Make things, and keep making them. If you make things often enough, you might not even realize that you’ve gradually gotten better and better, until all of a sudden you find yourself writing some of this down, much like Erin did.

Tyler School of Art

Over the weekend, while I was sleeping under the stars at a Lehigh Valley farm, the new Tyler School of Art website went live. It’s the first project I was handed when I walked in the door at Bluecadet, so I’m glad to see it finally see the light of day. I worked with a small team on this: Rebecca Smith and Rebecca Sherman handled project management, Kim Quinn oversaw design, and Putra Roeung did most of the day-to-day coding (with an occasional detour into some design work as well).
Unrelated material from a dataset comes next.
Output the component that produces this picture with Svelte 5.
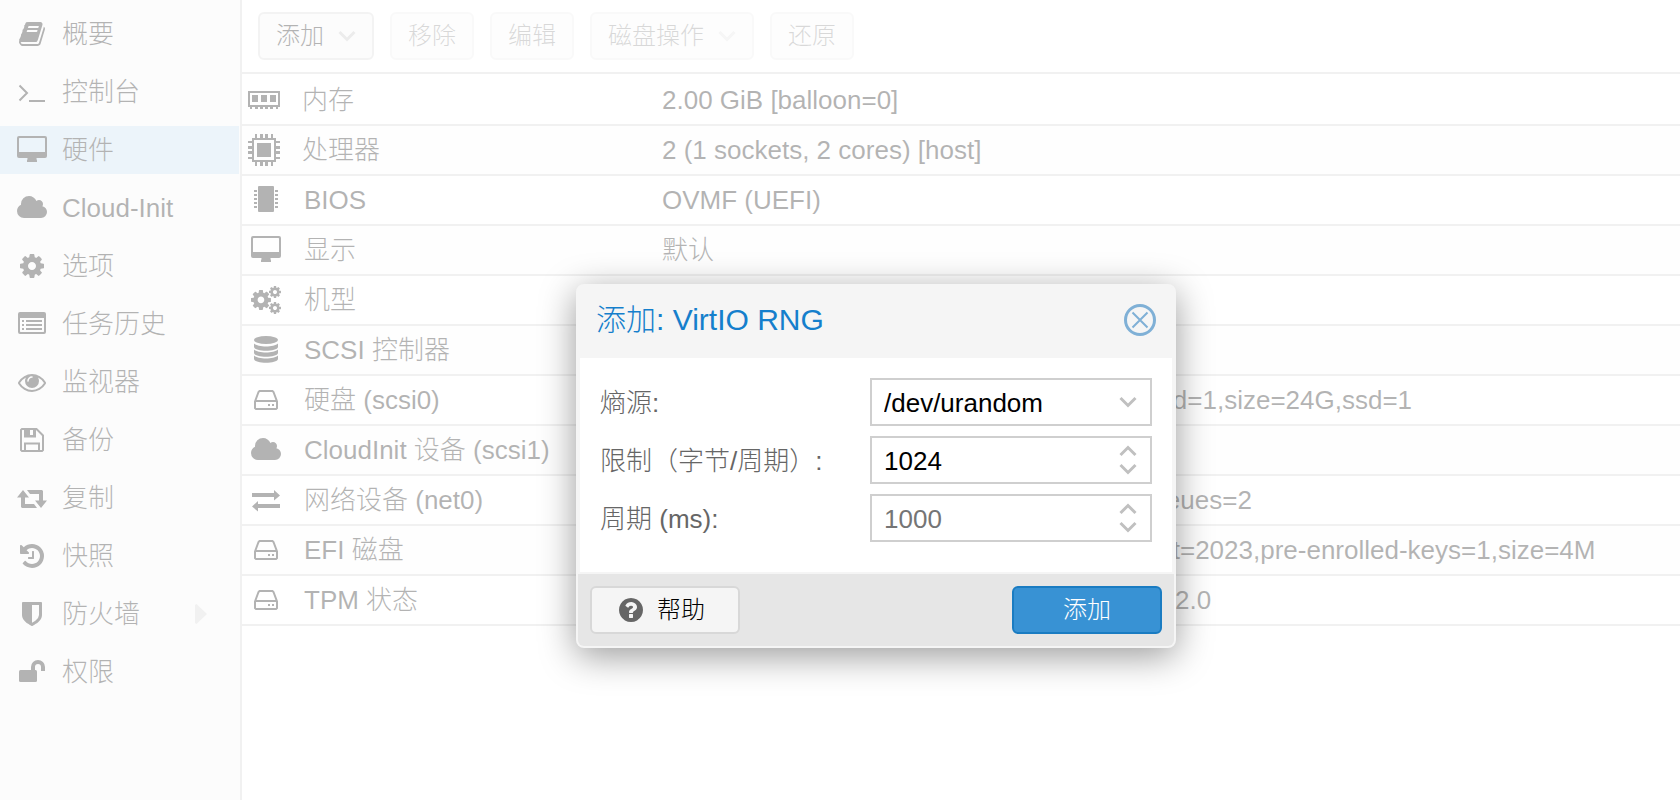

I led development, setting our technical goals and stepping in here and there to untie tricky knots in the Drupal/JS/SASS front.

I took copious technical notes that may yet turn into more focused posts, but this particular one is a bit more philosophical. In the past I’ve always been struck by acute sadness whenever a long-term project finally goes live. Is there post-partum depression for designers and developers? In those moments I tended to see only the ways in which a project fell short of my standards. I would run my hand along the rough edges and wish: for more time, for another flash of inspiration. I would assume that everyone who viewed my work had x-ray vision, able to see inside the walls to the tangled mass of spit and duct tape holding the whole thing together. I will tell you that it’s a terrible way to feel.

As makers we can be hard on our peers, and even harder on ourselves. We soft-pedal what should be a triumphant shout, pre-emptively reducing so much sweat and effort into an offhand remark: “So I made a little thing…”. But that kind of perfectionism is no fun. So in this case I’m going to stop myself from going down that road—the site lives and breathes, and that’s reason enough to celebrate. I helped make something, and it feels good.